In an unselected material of myopes, the percent with stable myopia increased with age from 14% for 12-year-olds to 63% for 18-year-olds [
34]. In comparison, our finding of a markedly higher percentage of stable myopia (59% and 21%, moderate and high base-line axial growth rate respectively) in the second year of treatment, further supports that treatment with 7-mx stabilizes myopia.
In the age interval 11–14 years, myopia progression and axial elongation is close to linear [
14]. A decrease in both myopia progression rate and axial elongation rate during both the first and the second year of treatment with 7-mx is therefore unexpected. The absence of a further reduction of myopia progression and axial elongation in the third year coincides with the discontinuation of treatment and is consistent with the treatment being efficient.

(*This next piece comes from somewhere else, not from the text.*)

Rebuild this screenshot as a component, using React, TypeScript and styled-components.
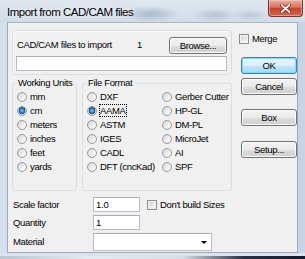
import styled, { createGlobalStyle } from "styled-components";

const GlobalStyle = createGlobalStyle`
  html, body {
    margin: 0;
    padding: 0;
  }
  body {
    width: 305px;
    height: 259px;
    overflow: hidden;
    font-family: "Liberation Sans", Arial, sans-serif;
    color: #000;
  }
  * {
    box-sizing: border-box;
  }
`;

const Window = styled.div`
  width: 305px;
  height: 259px;
  display: flex;
  flex-direction: column;
  background: linear-gradient(90deg, #d6e0eb 0%, #cdd8e5 50%, #c8d4e2 100%);
  overflow: hidden;
`;

const TitleBar = styled.div`
  height: 22px;
  display: flex;
  align-items: flex-start;
  padding-left: 7px;
  background:
    radial-gradient(ellipse 30px 8px at 150px 14px, rgba(120, 140, 165, 0.45), transparent),
    radial-gradient(ellipse 22px 7px at 215px 15px, rgba(130, 145, 165, 0.35), transparent),
    radial-gradient(ellipse 18px 6px at 250px 15px, rgba(130, 145, 165, 0.3), transparent),
    linear-gradient(180deg, #dfe7f0 0%, #d2dce8 100%);
`;

const Title = styled.span`
  font-size: 11.5px;
  letter-spacing: -0.5px;
  line-height: 24px;
  text-shadow: 0 0 5px rgba(255, 255, 255, 0.95);
`;

const CloseButton = styled.div`
  margin-left: auto;
  margin-right: 2px;
  width: 35px;
  height: 17px;
  border: 1px solid #7e3428;
  border-top: none;
  border-radius: 0 0 4px 4px;
  background: linear-gradient(180deg, #eab0a2 0%, #d9745f 45%, #c4432c 52%, #d06a4c 100%);
  box-shadow: inset 0 0 0 1px rgba(255, 220, 210, 0.45);
  display: flex;
  align-items: center;
  justify-content: center;
`;

const Client = styled.div`
  margin: 0 7px;
  height: 231px;
  background: #f0f0f0;
  border: 1px solid #9aa9bc;
  border-top-color: #aab7c6;
  display: grid;
  grid-template-columns: 226px 1fr;
  padding: 7px 0 0 4px;
`;

const BottomEdge = styled.div`
  height: 3px;
  background: #dbe3ec;
`;

const Backdrop = styled.div`
  height: 3px;
  background: linear-gradient(90deg, #b9c5d2 0%, #e6ebf0 30%, #d7dde4 60%, #2a3045 80%, #161a2a 100%);
`;

const MainColumn = styled.div`
  display: flex;
  flex-direction: column;
`;

const SideColumn = styled.div`
  display: flex;
  flex-direction: column;
  align-items: flex-start;
`;

const FilesGroup = styled.div`
  width: 220px;
  height: 45px;
  border: 1px solid #d5dfe5;
  border-radius: 3px;
  box-shadow: inset 1px 1px 0 #fff;
  padding: 6px 4px 0 3px;
`;

const FilesRow = styled.div`
  height: 16px;
  display: flex;
  align-items: center;
`;

const Text = styled.span`
  font-size: 9.5px;
  letter-spacing: -0.35px;
  line-height: 12px;
  white-space: nowrap;
`;

const FilesLabel = styled(Text)`
  width: 120px;
  margin-left: 1px;
`;

const Button = styled.button<{ $primary?: boolean; $width: number }>`
  width: ${(p) => p.$width}px;
  height: 17px;
  padding: 0;
  font-family: inherit;
  font-size: 9.5px;
  letter-spacing: -0.35px;
  color: #000;
  border: 1px solid ${(p) => (p.$primary ? "#3c7fb1" : "#707070")};
  border-radius: 3px;
  background: ${(p) =>
    p.$primary
      ? "linear-gradient(180deg, #eaf6fd 0%, #d9f0fc 50%, #bee6fd 51%, #a7d9f5 100%)"
      : "linear-gradient(180deg, #f2f2f2 0%, #ebebeb 50%, #dddddd 51%, #cfcfcf 100%)"};
  box-shadow: inset 0 0 0 1px ${(p) => (p.$primary ? "#7fdcfc" : "#fcfcfc")};
  display: flex;
  align-items: center;
  justify-content: center;
`;

const BrowseButton = styled(Button)`
  margin-left: auto;
`;

const SideButton = styled(Button)<{ $gap: number }>`
  margin-top: ${(p) => p.$gap}px;
  margin-left: 3px;
`;

const TextBox = styled.div<{ $width: number; $height?: number }>`
  width: ${(p) => p.$width}px;
  height: ${(p) => p.$height ?? 15}px;
  background: #fff;
  border: 1px solid #b4bcc5;
  border-top-color: #abadb3;
  padding-left: 2px;
  display: flex;
  align-items: center;
  font-size: 9.5px;
  letter-spacing: -0.2px;
`;

const PathBox = styled(TextBox)`
  margin-top: 3px;
`;

const GroupsRow = styled.div`
  display: flex;
  gap: 5px;
  margin-top: 2px;
`;

const Group = styled.fieldset<{ $width: number }>`
  margin: 0;
  width: ${(p) => p.$width}px;
  height: 114px;
  padding: 1px 0 0 4px;
  border: 1px solid #d5dfe5;
  border-radius: 3px;
  min-width: 0;
`;

const Legend = styled.legend`
  font-size: 9.5px;
  letter-spacing: -0.35px;
  line-height: 12px;
  padding: 0 1px;
  white-space: nowrap;
`;

const OptionGrid = styled.div<{ $cols: number }>`
  display: grid;
  grid-template-columns: ${(p) => (p.$cols === 2 ? "75px 1fr" : "1fr")};
  grid-template-rows: repeat(6, 14px);
  grid-auto-flow: column;
`;

const Option = styled.div`
  display: flex;
  align-items: center;
  gap: 3px;
`;

const Radio = styled.span<{ $checked?: boolean }>`
  width: 10px;
  height: 10px;
  flex: none;
  border-radius: 50%;
  border: 1px solid #989898;
  background: ${(p) =>
    p.$checked
      ? "radial-gradient(circle at 50% 45%, #7fc6f4 0%, #2a7fcf 35%, #0e4f8e 55%, #e9e9e9 62%, #fafafa 100%)"
      : "linear-gradient(135deg, #d4d4d4 0%, #f0f0f0 60%, #ffffff 100%)"};
`;

const Focused = styled.span`
  outline: 1px dotted #000;
  outline-offset: 0;
`;

const Check = styled.span`
  width: 10px;
  height: 10px;
  flex: none;
  border: 1px solid #8f8f8f;
  background: linear-gradient(135deg, #cfcfcf 0%, #ececec 60%, #ffffff 100%);
  box-shadow: inset 0 0 0 1px #f4f4f4;
`;

const CheckRow = styled.label<{ $offset: number }>`
  display: flex;
  align-items: center;
  gap: 3px;
  margin-left: ${(p) => p.$offset}px;
`;

const MergeRow = styled(CheckRow)`
  margin-top: 3px;
  height: 11px;
`;

const Form = styled.div`
  margin-top: 6px;
  display: flex;
  flex-direction: column;
  gap: 3px;
  padding-left: 1px;
`;

const FormRow = styled.div`
  display: grid;
  grid-template-columns: 80px auto 1fr;
  align-items: center;
`;

const SelectArrow = styled.span`
  margin-left: auto;
  margin-right: 4px;
  width: 0;
  height: 0;
  border-left: 3px solid transparent;
  border-right: 3px solid transparent;
  border-top: 3px solid #000;
`;

const units = ["mm", "cm", "meters", "inches", "feet", "yards"];
const formats = [
  "DXF",
  "AAMA",
  "ASTM",
  "IGES",
  "CADL",
  "DFT (cncKad)",
  "Gerber Cutter",
  "HP-GL",
  "DM-PL",
  "MicroJet",
  "AI",
  "SPF",
];

function CloseIcon() {
  return (
    <svg width="11" height="9" viewBox="0 0 11 9">
      <path d="M1.5 1 L9.5 8 M9.5 1 L1.5 8" stroke="#5a1f16" strokeWidth="3.2" strokeLinecap="round" />
      <path d="M1.5 1 L9.5 8 M9.5 1 L1.5 8" stroke="#fff" strokeWidth="1.8" strokeLinecap="round" />
    </svg>
  );
}

export default function App() {
  return (
    <Window>
      <GlobalStyle />
      <TitleBar>
        <Title>Import from CAD/CAM files</Title>
        <CloseButton>
          <CloseIcon />
        </CloseButton>
      </TitleBar>
      <Client>
        <MainColumn>
          <FilesGroup>
            <FilesRow>
              <FilesLabel>CAD/CAM files to import</FilesLabel>
              <Text>1</Text>
              <BrowseButton $width={58}>Browse...</BrowseButton>
            </FilesRow>
            <PathBox $width={211} />
          </FilesGroup>
          <GroupsRow>
            <Group $width={65}>
              <Legend>Working Units</Legend>
              <OptionGrid $cols={1}>
                {units.map((u) => (
                  <Option key={u}>
                    <Radio $checked={u === "cm"} />
                    <Text>{u}</Text>
                  </Option>
                ))}
              </OptionGrid>
            </Group>
            <Group $width={150}>
              <Legend>File Format</Legend>
              <OptionGrid $cols={2}>
                {formats.map((f) => (
                  <Option key={f}>
                    <Radio $checked={f === "AAMA"} />
                    <Text>{f === "AAMA" ? <Focused>{f}</Focused> : f}</Text>
                  </Option>
                ))}
              </OptionGrid>
            </Group>
          </GroupsRow>
          <Form>
            <FormRow>
              <Text>Scale factor</Text>
              <TextBox $width={47}>1.0</TextBox>
              <CheckRow $offset={7}>
                <Check />
                <Text>Don't build Sizes</Text>
              </CheckRow>
            </FormRow>
            <FormRow>
              <Text>Quantity</Text>
              <TextBox $width={47}>1</TextBox>
            </FormRow>
            <FormRow>
              <Text>Material</Text>
              <TextBox $width={119} $height={18}>
                <SelectArrow />
              </TextBox>
            </FormRow>
          </Form>
        </MainColumn>
        <SideColumn>
          <MergeRow $offset={1}>
            <Check />
            <Text>Merge</Text>
          </MergeRow>
          <SideButton $primary $width={56} $gap={13}>OK</SideButton>
          <SideButton $width={56} $gap={4}>Cancel</SideButton>
          <SideButton $width={56} $gap={14}>Box</SideButton>
          <SideButton $width={56} $gap={15}>Setup...</SideButton>
        </SideColumn>
      </Client>
      <BottomEdge />
      <Backdrop />
    </Window>
  );
}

Methylxanthines in non-toxic doses block adenosine receptors (ADOR) competitively. Adenosine in the concentrations found under physiological conditions activates primarily A1 and A2A adenosine receptors (ADORA1 and ADORA2A) on the cell surface. ADORA1s are widely distributed in the CNS, whereas ADORA2As are found mainly in the dopamine-rich regions of the brain [
35].
Adenosine has a general homeostatic role in the regulation of cell metabolism, but also a specific neuromodulatory role with ADORA1s having an inhibitory role and ADORA2As having a facilitatory role in the release of neurotransmitters such as dopamine, noradrenalin, acetylcholine, glutamate, and serotonin [
36]. ADORA1s and ADORA2As have been localized in the ciliary body and the retina and ADORA2As in the retinal pigment epithelium of adult rats [
37] and humans (unpublished results, Zhongshan Ophthalmic Center). Both ADORA1s and ADORA2As are expressed in human scleral fibroblasts [
38].
Experimental myopia in animals has been linked to changes in retinal dopamine and acetylcholine neurotransmission [
39‐
44]. Both of these neurotransmitters are modulated by ADORs [
45‐
50]. The mechanism by which 7-mx affects eye elongation and myopia progression could therefore theoretically involve modulation of muscarinic acetycholine or dopamine receptors. On the other hand, it is also possible that ADORs are directly involved in the control of eye growth. Because of receptor adaptation, the effects related to blocking of ADOR1s are attenuated during chronic treatment with non-selective ADOR antagonists like 7-mx, whereas effects related to blocking of ADORA2As are unchanged [
51‐
53].
Adenosine liberated from the retina is believed to activate ADORA2s on the retinal pigment epithelium and augment the standing potential (SP) [
54]. The effect on the SP might therefore give us a measure of the potency of a specific methylxanthine as a blocker of adenosine receptors. The receptor affinity of 7-mx is three to five times higher than theobromine [
55]. Correspondingly, the light-rise of SP in humans is more reduced by 7-mx than by theobromine (unpublished results, K Trier, 2004). Interestingly, high ametropia in children is associated with retinal electrophysiological abnormalities, a finding consistent with the hypothesis that the retina is involved in the process of emmetropization [
56].
In conclusion, systemic treatment with 7-mx appears to be efficient in retarding axial elongation and myopia progression among myopic children. The treatment is safe and without side effects, and may be continued until 18–20 years of age, when age-related cross-linking of collagen prevents further elongation of the eye.